This resource first appeared in issue #114 on 19 Mar 2022 and has tags Becoming A Manager: Other
The Uninspiring Manager - Matt Schellhas
Too much of what I imagined an excellent manager should be early in my career (not having really seen any) was focussed on personal characteristics. Such leaders should be engaging, people-persons… and inspiring.
It’s not that any of those things is bad, of course. Those are all traits and behaviours that can be put to good use as a manager or lead! But so can the default behaviours of quiet, attentive, carefully-thinks-before-speaking introverts. Or of keep-ticking-things-off-the-list achievers. Or of caring, emotionally intuitive, confidantes. Each has default behaviours that are extremely helpful in the right circumstance, and are downright liabilities in others.

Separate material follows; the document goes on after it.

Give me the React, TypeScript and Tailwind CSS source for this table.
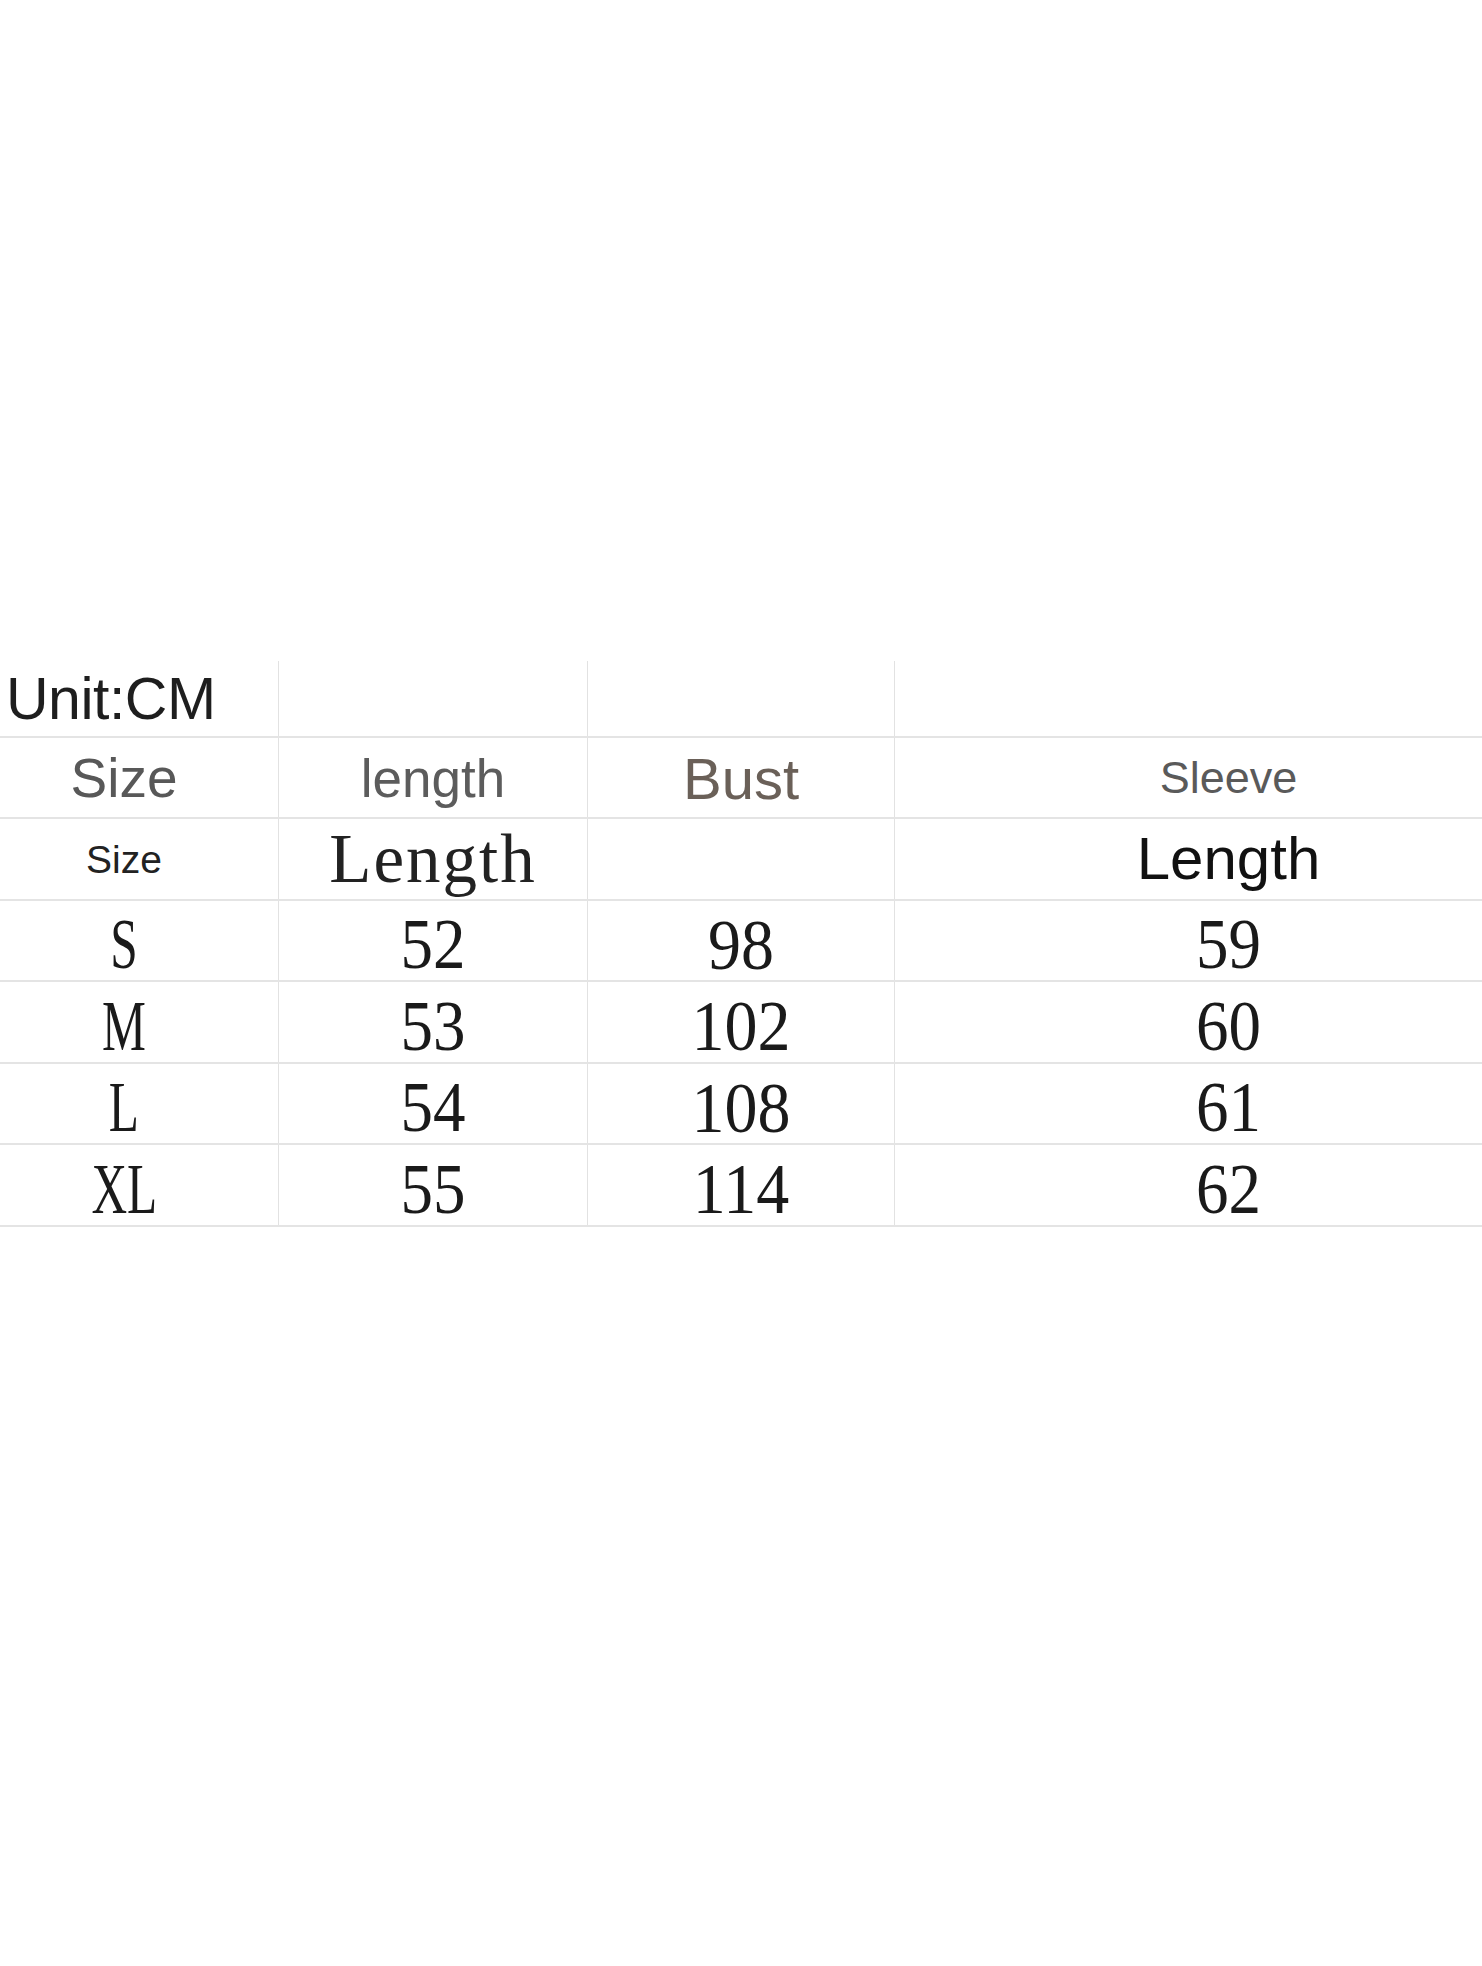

Schellhas makes the case against needing to be inspiring to be a good manager. In his view, people mostly already want to do a good job, and what they need to accomplish that is: information; skill; and willpower.
Inspiration doesn’t help at all with the first two, and only temporarily for the third. A better use of energy than temporarily boosting willpower with some rah rah stuff, he says, would be to put effort into fixing willpower-sapping features of the job. Fixing flaky CI systems that make writing tests seem useless, or removing unnecessary reporting.
One thing Schellhas doesn’t call out that I’ll add - being able to communicate a clear vision for the team is, in my estimation, a requirement of the job. People need to know what they are aiming for, and how their work fits into that. And that vision might even be inspiring! But that inspiration best comes from the work and goals themselves, not from some charismatic leader.